[start]
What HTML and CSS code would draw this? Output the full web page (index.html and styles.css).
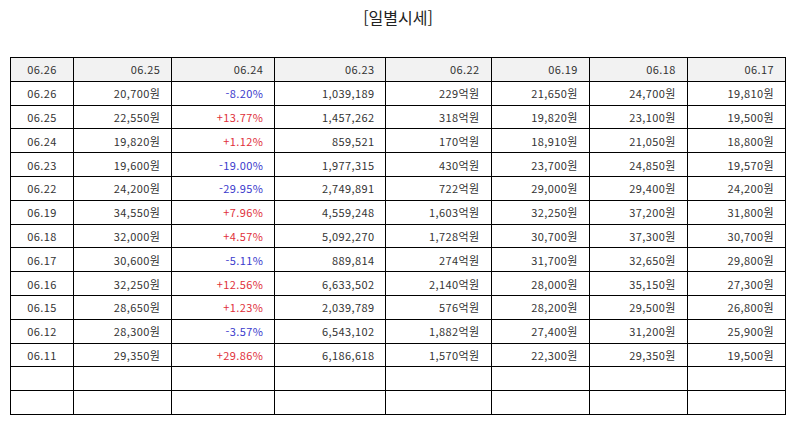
FILE: index.html
```html
<!DOCTYPE html>
<html lang="ko">
<head>
<meta charset="utf-8">
<link rel="stylesheet" href="styles.css">
</head>
<body>
<div class="page">
  <h1 class="title">[일별시세]</h1>
  <table class="prices">
    <colgroup>
      <col class="c1"><col class="c2"><col class="c3"><col class="c4"><col class="c5"><col class="c6"><col class="c7"><col class="c8">
    </colgroup>
    <thead>
      <tr><th>06.26</th><th>06.25</th><th>06.24</th><th>06.23</th><th>06.22</th><th>06.19</th><th>06.18</th><th>06.17</th></tr>
    </thead>
    <tbody>
      <tr><td>06.26</td><td>20,700원</td><td class="down">-8.20%</td><td>1,039,189</td><td>229억원</td><td>21,650원</td><td>24,700원</td><td>19,810원</td></tr>
      <tr><td>06.25</td><td>22,550원</td><td class="up">+13.77%</td><td>1,457,262</td><td>318억원</td><td>19,820원</td><td>23,100원</td><td>19,500원</td></tr>
      <tr><td>06.24</td><td>19,820원</td><td class="up">+1.12%</td><td>859,521</td><td>170억원</td><td>18,910원</td><td>21,050원</td><td>18,800원</td></tr>
      <tr><td>06.23</td><td>19,600원</td><td class="down">-19.00%</td><td>1,977,315</td><td>430억원</td><td>23,700원</td><td>24,850원</td><td>19,570원</td></tr>
      <tr><td>06.22</td><td>24,200원</td><td class="down">-29.95%</td><td>2,749,891</td><td>722억원</td><td>29,000원</td><td>29,400원</td><td>24,200원</td></tr>
      <tr><td>06.19</td><td>34,550원</td><td class="up">+7.96%</td><td>4,559,248</td><td>1,603억원</td><td>32,250원</td><td>37,200원</td><td>31,800원</td></tr>
      <tr><td>06.18</td><td>32,000원</td><td class="up">+4.57%</td><td>5,092,270</td><td>1,728억원</td><td>30,700원</td><td>37,300원</td><td>30,700원</td></tr>
      <tr><td>06.17</td><td>30,600원</td><td class="down">-5.11%</td><td>889,814</td><td>274억원</td><td>31,700원</td><td>32,650원</td><td>29,800원</td></tr>
      <tr><td>06.16</td><td>32,250원</td><td class="up">+12.56%</td><td>6,633,502</td><td>2,140억원</td><td>28,000원</td><td>35,150원</td><td>27,300원</td></tr>
      <tr><td>06.15</td><td>28,650원</td><td class="up">+1.23%</td><td>2,039,789</td><td>576억원</td><td>28,200원</td><td>29,500원</td><td>26,800원</td></tr>
      <tr><td>06.12</td><td>28,300원</td><td class="down">-3.57%</td><td>6,543,102</td><td>1,882억원</td><td>27,400원</td><td>31,200원</td><td>25,900원</td></tr>
      <tr><td>06.11</td><td>29,350원</td><td class="up">+29.86%</td><td>6,186,618</td><td>1,570억원</td><td>22,300원</td><td>29,350원</td><td>19,500원</td></tr>
      <tr class="empty"><td></td><td></td><td></td><td></td><td></td><td></td><td></td><td></td></tr>
      <tr class="empty"><td></td><td></td><td></td><td></td><td></td><td></td><td></td><td></td></tr>
    </tbody>
  </table>
</div>
</body>
</html>
```

FILE: styles.css
```css
html, body {
  margin: 0;
  padding: 0;
  background: #fff;
}
body {
  font-family: "Noto Sans CJK KR", "Noto Sans", sans-serif;
  color: #333;
}
.page {
  padding: 6px 8px 0 10px;
}
.title {
  margin: 0;
  text-align: center;
  font-size: 16px;
  font-weight: 400;
  line-height: 22px;
  color: #222;
}
.prices {
  margin-top: 29px;
  border-collapse: collapse;
  table-layout: fixed;
  width: 776px;
  font-size: 11px;
  letter-spacing: 0.4px;
}
.c1 { width: 63px; }
.c2 { width: 98px; }
.c3 { width: 103px; }
.c4 { width: 111px; }
.c5 { width: 105px; }
.c6 { width: 98px; }
.c7 { width: 98px; }
.c8 { width: 98px; }
.prices th,
.prices td {
  border: 1px solid #000;
  height: 22.8px;
  padding: 0 11px 0 4px;
  text-align: right;
  font-weight: 400;
  line-height: 14px;
  white-space: nowrap;
  color: #333;
}
.prices th {
  background: #f2f2f2;
}
.prices th:first-child,
.prices td:first-child {
  text-align: center;
  padding: 0;
}
.prices td.up { color: #e0303a; }
.prices td.down { color: #3a3acc; }
```
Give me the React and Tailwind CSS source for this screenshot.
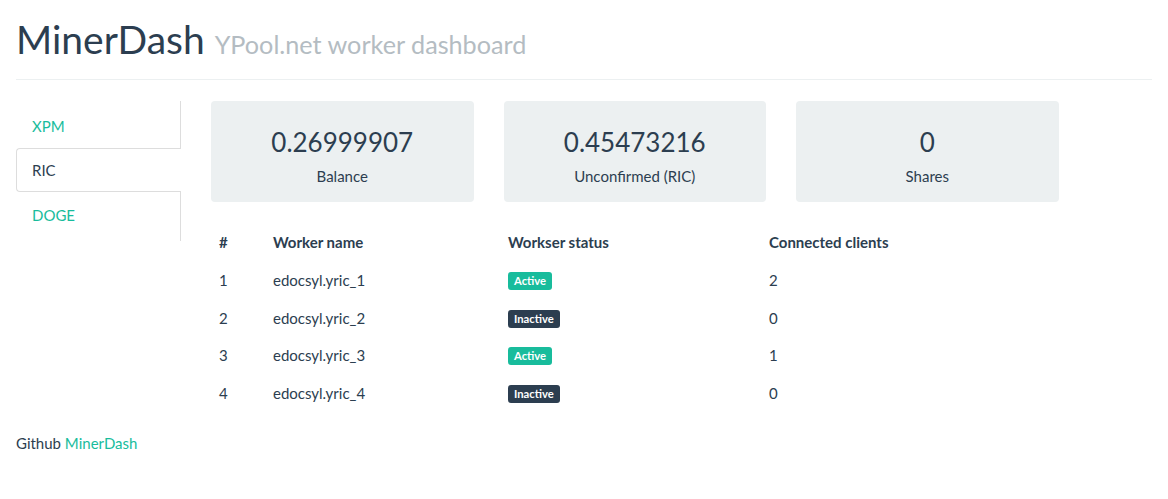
[end]
INSTRUCTIONS TO FOLLOW:
Select every line above that contains the word "styles", and copy it.

THE RESPONSE:
What HTML and CSS code would draw this? Output the full web page (index.html and styles.css).
<link rel="stylesheet" href="styles.css">
FILE: styles.css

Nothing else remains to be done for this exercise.